だから、Cルートにしたい理由を県民に対して説明しろって、JR東海

 リニア中央新幹線計画をめぐる問題で、県は1日、松本市中央公民館で県内5地区の期成同盟会を対象とした合同説明会を開いた。説明会にはJR東海の宇野護執行役員らが出席し、工事費試算の考え方などを示した。
「JR側が工事費試算の考え方示す 松本でリニア説明会」中日新聞2009年9月2日付配信)

JR側がこの時に各期成同盟会向けに提示した工事費試算の考え方は以下の通り。

  • Cルート:キロ当たり工事費の単価は高いが、距離は短い。年間維持運営費は安い。
  • Bルート:キロ当たり工事費の単価は安いが、距離は長い。年間維持運営費は高い。

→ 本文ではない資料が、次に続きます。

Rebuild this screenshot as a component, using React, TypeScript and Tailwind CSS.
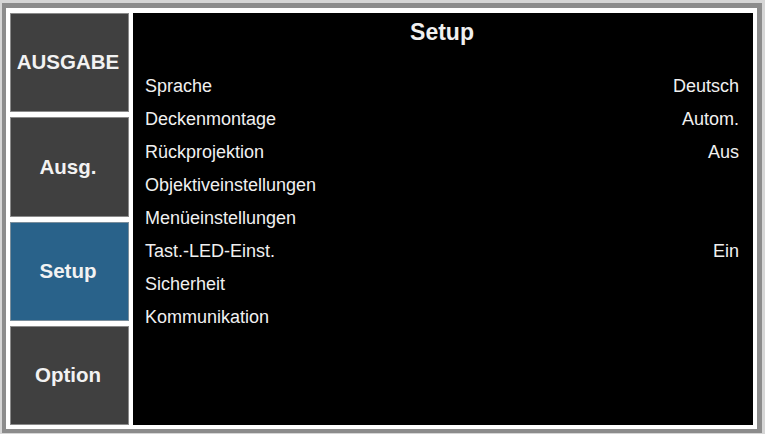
import React from "react";

const tabs = [
  { label: "AUSGABE", active: false },
  { label: "Ausg.", active: false },
  { label: "Setup", active: true },
  { label: "Option", active: false },
];

const rows: { name: string; value?: string }[] = [
  { name: "Sprache", value: "Deutsch" },
  { name: "Deckenmontage", value: "Autom." },
  { name: "Rückprojektion", value: "Aus" },
  { name: "Objektiveinstellungen" },
  { name: "Menüeinstellungen" },
  { name: "Tast.-LED-Einst.", value: "Ein" },
  { name: "Sicherheit" },
  { name: "Kommunikation" },
];

export default function App() {
  return (
    <div
      className="w-[765px] h-[434px] bg-[#d6d6d6] pt-[3px] pl-[2px] pr-[3px] pb-[1px]"
      style={{ fontFamily: '"Liberation Sans", Arial, sans-serif' }}
    >
      <div className="h-full border-[#8c8c8c] border-t-[5px] border-l-4 border-r-[5px] border-b-4 bg-white pt-[5px] pl-[4px] pr-[4px] pb-[4px] flex gap-[4px]">
        {/* menu tabs */}
        <div className="w-[119px] flex flex-col gap-[5px]">
          {tabs.map((t) => (
            <div
              key={t.label}
              className={
                t.active
                  ? "flex-1 flex items-center justify-center pr-[3px] border border-[#7a8e9c] bg-[#29628a] text-[20.5px] font-bold text-[#f2f2f2]"
                  : "flex-1 flex items-center justify-center pr-[3px] border border-[#8a8a8a] bg-[#404040] text-[20.5px] font-bold text-[#f2f2f2]"
              }
            >
              {t.label}
            </div>
          ))}
        </div>
        {/* settings page */}
        <div className="flex-1 bg-black text-[#f0f0f0] pt-[5px] pl-[12px] pr-[14px]">
          <div className="text-center text-[23px] font-bold leading-[28px]">Setup</div>
          <div className="mt-[24px] flex flex-col">
            {rows.map((r) => (
              <div key={r.name} className="h-[33px] flex items-center justify-between text-[18px]">
                <span>{r.name}</span>
                {r.value && <span>{r.value}</span>}
              </div>
            ))}
          </div>
        </div>
      </div>
    </div>
  );
}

だいたい、この工事費試算の後に公表された「輸送需要量など3項目のデータ」は、現在ののぞみ「東京〜大阪」間指定席料金よりも950円も高い金額、かつ1時間辺り直行4・各駅停車1の片道5本体制で走らせた場合の試算。現行の山陽新幹線のダイヤよりも酷く、しかも各駅停車しか停まらない途中駅から利用すると無茶苦茶不便、という条件。これ、利用者はいるのか? そうなってくると、この工事費試算も「客観的」に信用していいのかどうか分からなくなってくる。
http://www.asahi.com/business/update/0721/NGY200907210009.html

もう「必要なし」でいっそのこと県民全体が拒否姿勢を示したらどうだ?

何度も繰り返すけれど、JR東海側は「造りたいけど余分な費用はかけたくない」が基本的なスタンス。だから少々無理にねじ込んででも通すつもりでいるんだろう。

JR東海は7日、リニア中央新幹線の東京―名古屋間の中間駅について、環境アセスメントの実施までに建設場所を決め、公表する方針を明らかにした。同社は25年の東京―名古屋での開業に間に合わせるため、整備計画の策定に必要な調査や地元調整を急いでおり、リニア担当の宇野護執行役員は、同日の甲府市内での地元説明会後、報道陣に「(駅の話は)それほど先のことではない」と述べた。
リニア新幹線の中間駅どこに? JR「アセス前に決定」 =アサヒ・コム2009年9月8日付)

「それほど先のことではない」って話を報道陣にしたとなると、余計に「ごり押しする気かおい」と突っ込みたくなる。さらに、だ。この会合では案の定、駅設置にかかる費用の負担について意見が出た。でもそこら辺はなぜかのらりくらり、と。

 一方、県内に1駅設置される見込みの中間駅について、場所の決定時期や費用負担についての質問が相次いだが、宇野氏は「整備計画の決定後、できるだけ速やかに発表する」「負担は(地元に)お願いしたい」と答えるにとどまった。

 峡東圏域リニア中央新幹線駅誘致推進協議会の会長を務める荻野正直・笛吹市長は「計画は順調だと感じた」と話す一方、中間駅の地元負担については「私鉄なら自分で造る。前身が国鉄なので、こういった発想になるのでは」と疑問を呈した。

 この説明会でJR東海は、中間駅の設置のためには長さ約1キロ、最大幅45メートルの平らな直線区間が必要との条件を示した。
リニア中央新幹線:JR招き説明会 駅地元負担に疑問も−−県期成同盟会 /山梨 =毎日新聞2009年9月8日付)

何度も繰り返すけれど、駅設置費用を地元自治体に求めてまで造る路線なんて、そもそも意味があるのかどうか。通過予定地の県民はよく考えるべきだろう。「前身が国鉄なので、こういった発想になるのでは」……笛吹市長の一言が辛らつだけれど、恐らくこの言葉はJR東海には届かない。でも通過予定地の県民は心に留めておくべきだ。